WHAT TO WORK ON | Extract everything from the first line through the line with "1.5 7.5 7l-6", both ends included, except for any pictures.
** Start of MATERIAL **
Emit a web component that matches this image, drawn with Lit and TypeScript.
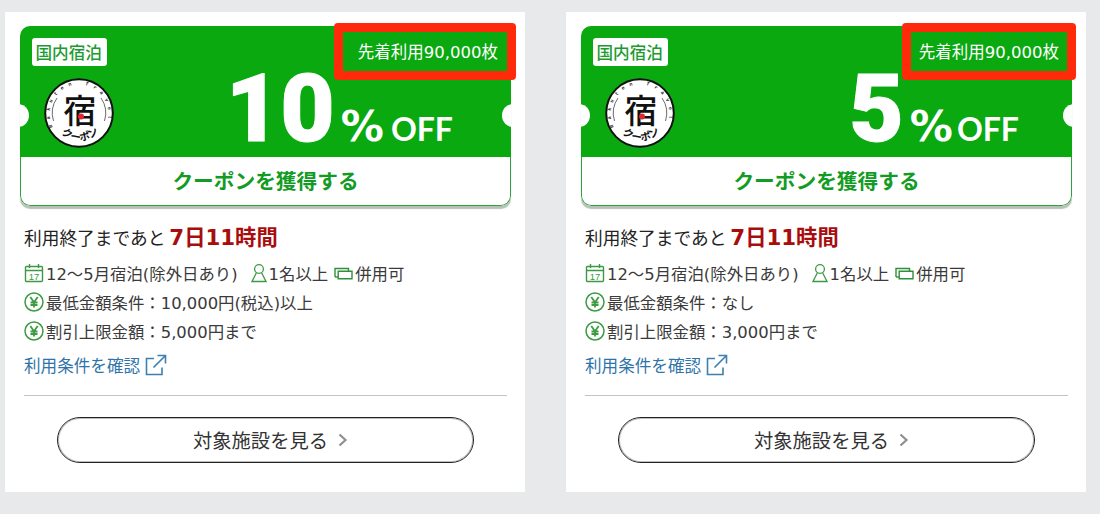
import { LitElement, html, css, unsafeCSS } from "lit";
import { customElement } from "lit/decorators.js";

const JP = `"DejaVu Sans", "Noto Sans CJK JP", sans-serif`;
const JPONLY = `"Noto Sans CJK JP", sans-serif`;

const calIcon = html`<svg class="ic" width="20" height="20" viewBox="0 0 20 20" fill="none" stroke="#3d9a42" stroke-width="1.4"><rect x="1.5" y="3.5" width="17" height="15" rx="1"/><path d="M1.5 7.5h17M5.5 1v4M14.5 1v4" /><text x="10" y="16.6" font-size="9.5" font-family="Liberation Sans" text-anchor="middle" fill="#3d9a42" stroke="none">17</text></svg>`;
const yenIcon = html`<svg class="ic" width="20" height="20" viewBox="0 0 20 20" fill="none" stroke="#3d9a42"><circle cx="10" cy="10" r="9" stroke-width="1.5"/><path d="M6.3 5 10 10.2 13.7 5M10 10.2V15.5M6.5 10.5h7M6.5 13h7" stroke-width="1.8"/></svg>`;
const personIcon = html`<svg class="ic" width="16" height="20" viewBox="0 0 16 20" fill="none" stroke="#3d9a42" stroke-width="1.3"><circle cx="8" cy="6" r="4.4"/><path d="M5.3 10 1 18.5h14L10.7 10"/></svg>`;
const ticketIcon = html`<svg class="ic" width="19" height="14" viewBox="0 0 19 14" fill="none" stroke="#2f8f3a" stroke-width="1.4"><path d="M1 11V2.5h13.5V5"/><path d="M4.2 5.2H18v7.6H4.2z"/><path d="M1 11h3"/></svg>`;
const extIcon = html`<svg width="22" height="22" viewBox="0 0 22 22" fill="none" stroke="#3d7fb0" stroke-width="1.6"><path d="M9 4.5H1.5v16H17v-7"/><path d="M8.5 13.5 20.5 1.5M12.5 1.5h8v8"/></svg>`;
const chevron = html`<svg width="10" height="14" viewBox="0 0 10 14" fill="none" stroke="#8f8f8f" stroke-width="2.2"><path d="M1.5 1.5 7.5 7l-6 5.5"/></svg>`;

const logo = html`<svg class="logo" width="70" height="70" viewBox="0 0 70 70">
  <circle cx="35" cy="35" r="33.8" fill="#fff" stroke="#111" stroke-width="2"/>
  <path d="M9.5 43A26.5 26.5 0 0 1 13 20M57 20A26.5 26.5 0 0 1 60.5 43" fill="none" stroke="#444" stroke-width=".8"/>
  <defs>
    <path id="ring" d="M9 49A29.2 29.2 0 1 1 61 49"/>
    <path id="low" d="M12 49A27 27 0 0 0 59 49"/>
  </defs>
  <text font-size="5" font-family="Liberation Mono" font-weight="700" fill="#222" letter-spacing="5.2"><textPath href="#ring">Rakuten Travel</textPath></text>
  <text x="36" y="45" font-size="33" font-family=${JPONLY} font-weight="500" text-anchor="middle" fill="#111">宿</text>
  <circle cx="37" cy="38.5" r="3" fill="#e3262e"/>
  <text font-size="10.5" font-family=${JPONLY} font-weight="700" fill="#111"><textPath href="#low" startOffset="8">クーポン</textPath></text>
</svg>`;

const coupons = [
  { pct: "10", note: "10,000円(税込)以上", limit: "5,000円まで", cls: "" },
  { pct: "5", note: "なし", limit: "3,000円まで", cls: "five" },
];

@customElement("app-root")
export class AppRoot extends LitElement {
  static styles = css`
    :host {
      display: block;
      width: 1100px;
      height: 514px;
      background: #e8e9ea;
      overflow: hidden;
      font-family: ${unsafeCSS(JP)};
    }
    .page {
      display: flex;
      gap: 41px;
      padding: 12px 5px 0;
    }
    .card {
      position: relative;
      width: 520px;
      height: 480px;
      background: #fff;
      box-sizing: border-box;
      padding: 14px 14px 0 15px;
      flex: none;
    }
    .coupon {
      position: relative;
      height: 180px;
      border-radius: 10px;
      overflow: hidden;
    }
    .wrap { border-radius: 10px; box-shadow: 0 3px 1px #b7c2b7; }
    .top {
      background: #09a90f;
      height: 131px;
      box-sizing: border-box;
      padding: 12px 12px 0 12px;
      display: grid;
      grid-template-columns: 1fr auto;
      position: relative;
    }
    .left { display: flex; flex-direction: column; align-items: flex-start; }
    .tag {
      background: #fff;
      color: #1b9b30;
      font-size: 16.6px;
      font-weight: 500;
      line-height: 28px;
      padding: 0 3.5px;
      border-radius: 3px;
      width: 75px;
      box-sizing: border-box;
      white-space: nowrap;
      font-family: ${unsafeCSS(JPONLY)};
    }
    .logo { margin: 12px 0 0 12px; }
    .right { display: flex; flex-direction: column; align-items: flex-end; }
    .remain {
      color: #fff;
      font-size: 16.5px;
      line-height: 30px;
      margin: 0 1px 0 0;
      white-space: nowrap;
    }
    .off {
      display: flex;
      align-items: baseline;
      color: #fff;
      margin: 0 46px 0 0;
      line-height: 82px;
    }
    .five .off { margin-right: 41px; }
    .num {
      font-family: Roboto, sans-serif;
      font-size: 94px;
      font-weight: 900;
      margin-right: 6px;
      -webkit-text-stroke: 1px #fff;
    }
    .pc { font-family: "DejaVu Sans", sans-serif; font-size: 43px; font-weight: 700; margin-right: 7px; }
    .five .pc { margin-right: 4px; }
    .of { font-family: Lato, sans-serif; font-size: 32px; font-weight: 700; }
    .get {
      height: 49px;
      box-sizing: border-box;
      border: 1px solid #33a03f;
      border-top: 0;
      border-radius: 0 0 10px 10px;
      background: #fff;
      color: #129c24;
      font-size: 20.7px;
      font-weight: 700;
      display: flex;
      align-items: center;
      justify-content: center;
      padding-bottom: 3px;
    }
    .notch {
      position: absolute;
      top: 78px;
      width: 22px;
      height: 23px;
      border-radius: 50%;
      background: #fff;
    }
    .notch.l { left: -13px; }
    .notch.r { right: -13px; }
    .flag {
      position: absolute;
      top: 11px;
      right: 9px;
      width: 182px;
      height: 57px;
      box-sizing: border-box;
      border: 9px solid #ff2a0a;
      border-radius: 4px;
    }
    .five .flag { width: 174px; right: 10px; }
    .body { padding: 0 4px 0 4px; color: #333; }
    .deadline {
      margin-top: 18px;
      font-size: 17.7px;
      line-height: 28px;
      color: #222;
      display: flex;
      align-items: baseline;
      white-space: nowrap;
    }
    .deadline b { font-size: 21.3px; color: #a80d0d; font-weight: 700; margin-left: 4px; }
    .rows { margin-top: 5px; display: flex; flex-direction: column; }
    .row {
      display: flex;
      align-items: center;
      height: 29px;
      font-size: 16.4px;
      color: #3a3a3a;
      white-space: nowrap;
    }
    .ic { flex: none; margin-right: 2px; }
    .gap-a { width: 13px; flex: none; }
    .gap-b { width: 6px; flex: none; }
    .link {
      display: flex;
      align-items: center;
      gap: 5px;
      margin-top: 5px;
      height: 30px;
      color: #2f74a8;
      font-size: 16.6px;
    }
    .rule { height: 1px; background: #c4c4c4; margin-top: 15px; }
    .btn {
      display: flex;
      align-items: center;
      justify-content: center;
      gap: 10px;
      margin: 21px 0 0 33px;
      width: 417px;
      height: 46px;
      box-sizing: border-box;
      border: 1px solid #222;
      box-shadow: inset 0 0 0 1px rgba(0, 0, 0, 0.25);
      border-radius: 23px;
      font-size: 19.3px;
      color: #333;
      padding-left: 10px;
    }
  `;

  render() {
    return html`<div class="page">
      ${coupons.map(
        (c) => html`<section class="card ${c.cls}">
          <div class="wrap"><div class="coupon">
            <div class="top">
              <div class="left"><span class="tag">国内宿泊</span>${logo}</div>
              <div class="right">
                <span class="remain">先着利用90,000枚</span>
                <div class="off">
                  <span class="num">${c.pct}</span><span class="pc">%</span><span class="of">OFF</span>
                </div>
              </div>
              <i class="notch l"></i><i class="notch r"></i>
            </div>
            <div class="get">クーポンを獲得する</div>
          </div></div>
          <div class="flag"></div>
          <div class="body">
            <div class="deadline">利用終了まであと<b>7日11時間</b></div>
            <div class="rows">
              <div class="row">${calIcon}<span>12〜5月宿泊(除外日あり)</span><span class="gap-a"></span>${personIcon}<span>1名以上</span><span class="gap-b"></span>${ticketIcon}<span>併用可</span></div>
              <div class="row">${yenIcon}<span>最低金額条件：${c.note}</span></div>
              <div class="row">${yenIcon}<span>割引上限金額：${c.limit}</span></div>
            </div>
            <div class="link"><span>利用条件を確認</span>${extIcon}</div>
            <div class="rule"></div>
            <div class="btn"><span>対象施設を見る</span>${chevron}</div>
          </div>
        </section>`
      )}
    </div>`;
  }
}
** End of MATERIAL **
SOLUTION TO THIS TASK |
Emit a web component that matches this image, drawn with Lit and TypeScript.
import { LitElement, html, css, unsafeCSS } from "lit";
import { customElement } from "lit/decorators.js";

const JP = `"DejaVu Sans", "Noto Sans CJK JP", sans-serif`;
const JPONLY = `"Noto Sans CJK JP", sans-serif`;

const calIcon = html`<svg class="ic" width="20" height="20" viewBox="0 0 20 20" fill="none" stroke="#3d9a42" stroke-width="1.4"><rect x="1.5" y="3.5" width="17" height="15" rx="1"/><path d="M1.5 7.5h17M5.5 1v4M14.5 1v4" /><text x="10" y="16.6" font-size="9.5" font-family="Liberation Sans" text-anchor="middle" fill="#3d9a42" stroke="none">17</text></svg>`;
const yenIcon = html`<svg class="ic" width="20" height="20" viewBox="0 0 20 20" fill="none" stroke="#3d9a42"><circle cx="10" cy="10" r="9" stroke-width="1.5"/><path d="M6.3 5 10 10.2 13.7 5M10 10.2V15.5M6.5 10.5h7M6.5 13h7" stroke-width="1.8"/></svg>`;
const personIcon = html`<svg class="ic" width="16" height="20" viewBox="0 0 16 20" fill="none" stroke="#3d9a42" stroke-width="1.3"><circle cx="8" cy="6" r="4.4"/><path d="M5.3 10 1 18.5h14L10.7 10"/></svg>`;
const ticketIcon = html`<svg class="ic" width="19" height="14" viewBox="0 0 19 14" fill="none" stroke="#2f8f3a" stroke-width="1.4"><path d="M1 11V2.5h13.5V5"/><path d="M4.2 5.2H18v7.6H4.2z"/><path d="M1 11h3"/></svg>`;
const extIcon = html`<svg width="22" height="22" viewBox="0 0 22 22" fill="none" stroke="#3d7fb0" stroke-width="1.6"><path d="M9 4.5H1.5v16H17v-7"/><path d="M8.5 13.5 20.5 1.5M12.5 1.5h8v8"/></svg>`;
const chevron = html`<svg width="10" height="14" viewBox="0 0 10 14" fill="none" stroke="#8f8f8f" stroke-width="2.2"><path d="M1.5 1.5 7.5 7l-6 5.5"/></svg>`;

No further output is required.